For startups, the reform opens doors to venture certification and benefits such as reduced tax burdens, R&D support, and access to flagship government initiatives like TIPS and the K-Startup Grand Challenge. These programs could now extend support to blockchain ventures, offering not just funding but also exposure to global partners and investors. Analysts suggest this recognition will help position crypto firms as legitimate technology-driven businesses rather than speculative risks.
Industry watchers expect ripple effects across blockchain applications, smart contracts, decentralized finance, and cybersecurity. By integrating crypto firms into the broader startup ecosystem, policymakers are signaling that digital assets are part of the country’s future innovation agenda. This could draw global venture capital and partnerships, accelerating Korea’s bid to strengthen its position in Asia’s fintech race.

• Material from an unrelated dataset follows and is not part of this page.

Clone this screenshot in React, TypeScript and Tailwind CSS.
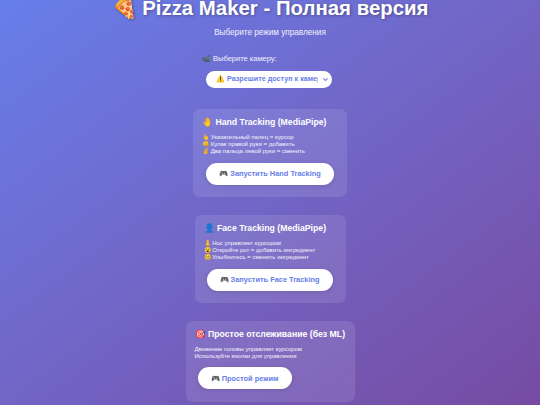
const Card = ({ title, icon, lines, button, className, buttonClass }: { title: string; icon: string; lines: string[]; button: string; className: string; buttonClass: string }) => {
  return (
    <div className={`rounded-[7px] bg-white/10 flex flex-col ${className}`}>
      <h3 className="text-[8.7px] leading-[12px] font-bold text-white whitespace-nowrap">
        {icon} {title}
      </h3>
      <div className="mt-[6px] text-[6px] leading-[7.2px] text-white/90 whitespace-nowrap">
        {lines.map((line) => (
          <p key={line}>{line}</p>
        ))}
      </div>
      <button className={`mt-[7px] h-[22px] self-start rounded-full bg-white text-center text-[7.4px] font-bold text-[#667eea] whitespace-nowrap shadow-[0_1px_4px_rgba(0,0,0,0.12)] ${buttonClass}`}>
        🎮 {button}
      </button>
    </div>
  );
};

const App = () => {
  return (
    <div className="h-[405px] w-[540px] overflow-hidden bg-gradient-to-br from-[#667eea] to-[#764ba2] text-white font-['Liberation_Sans',sans-serif]">
      <div className="flex flex-col items-center">
        {/* Header */}
        <h1 className="-mt-[4px] text-[20.4px] leading-[24px] font-bold whitespace-nowrap [text-shadow:1px_1px_3px_rgba(0,0,0,0.3)]">
          🍕 Pizza Maker - Полная версия
        </h1>
        <p className="mt-[7px] text-[8.2px] leading-[12px] text-white/90">Выберите режим управления</p>

        {/* Camera select */}
        <div className="mt-[15px] w-[136px]">
          <p className="text-[7.5px] leading-[10px] text-white/90 whitespace-nowrap">📹 Выберите камеру:</p>
        </div>
        <div className="mt-[7px] flex h-[17px] w-[126px] -translate-x-[1px] items-center justify-between rounded-full bg-white pl-[10px] pr-[3px] text-[7.2px] font-bold text-[#667eea]">
          <span className="w-[102px] overflow-hidden whitespace-nowrap">⚠️ Разрешите доступ к камере</span>
          <svg width="7" height="7" viewBox="0 0 10 10" fill="none" stroke="#667eea" strokeWidth="1.6"><path d="M2 3.5l3 3 3-3" /></svg>
        </div>

        {/* Modes */}
        <Card
          className="mt-[21px] h-[88px] w-[154px] pl-[9px] pt-[7px]"
          icon="🤚"
          title="Hand Tracking (MediaPipe)"
          lines={["👆 Указательный палец = курсор", "👊 Кулак правой руки = добавить", "✌️ Два пальца левой руки = сменить"]}
          buttonClass="ml-[4px] w-[128px]"
          button="Запустить Hand Tracking"
        />
        <Card
          className="mt-[18px] h-[88px] w-[151px] pl-[9px] pt-[7px]"
          icon="👤"
          title="Face Tracking (MediaPipe)"
          lines={["👃 Нос управляет курсором", "😮 Откройте рот = добавить ингредиент", "😊 Улыбнитесь = сменить ингредиент"]}
          buttonClass="ml-[3px] w-[126px]"
          button="Запустить Face Tracking"
        />
        <Card
          className="mt-[18px] h-[81px] w-[169px] pl-[9px] pt-[7px]"
          icon="🎯"
          title="Простое отслеживание (без ML)"
          lines={["Движение головы управляет курсором", "Используйте кнопки для управления"]}
          buttonClass="ml-[3px] w-[94px]"
          button="Простой режим"
        />
      </div>
    </div>
  );
};

export default App;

However, challenges persist. The domestic exchange market is highly concentrated, with Upbit and Bithumb controlling over 90% of trading volume. While these giants are preparing IPOs and attracting institutional investors, smaller competitors such as Coinone face mounting financial and regulatory pressures. Analysts warn that the new policy may spark innovation but could also widen the gap between established leaders and weaker rivals.
Despite these risks, momentum is strong. Korea’s crypto market is projected to generate over $1.1 billion in 2025, with more than 16 million citizens—around one-third of the population—already holding exchange accounts. Combined with clearer rules and political backing, the policy shift positions South Korea to compete more aggressively with the U.S., Singapore, and Hong Kong in shaping the future of blockchain and digital finance.
The bottom line: Korea’s U-turn is less about short-term relief for crypto firms and more about long-term positioning in the global digital economy. By reclassifying crypto startups as venture-ready, the government is signaling that blockchain is no longer a fringe experiment but part of the country’s growth strategy. The challenge now will be ensuring that smaller players can survive in a market dominated by giants—and that regulation keeps pace with rapid technological change.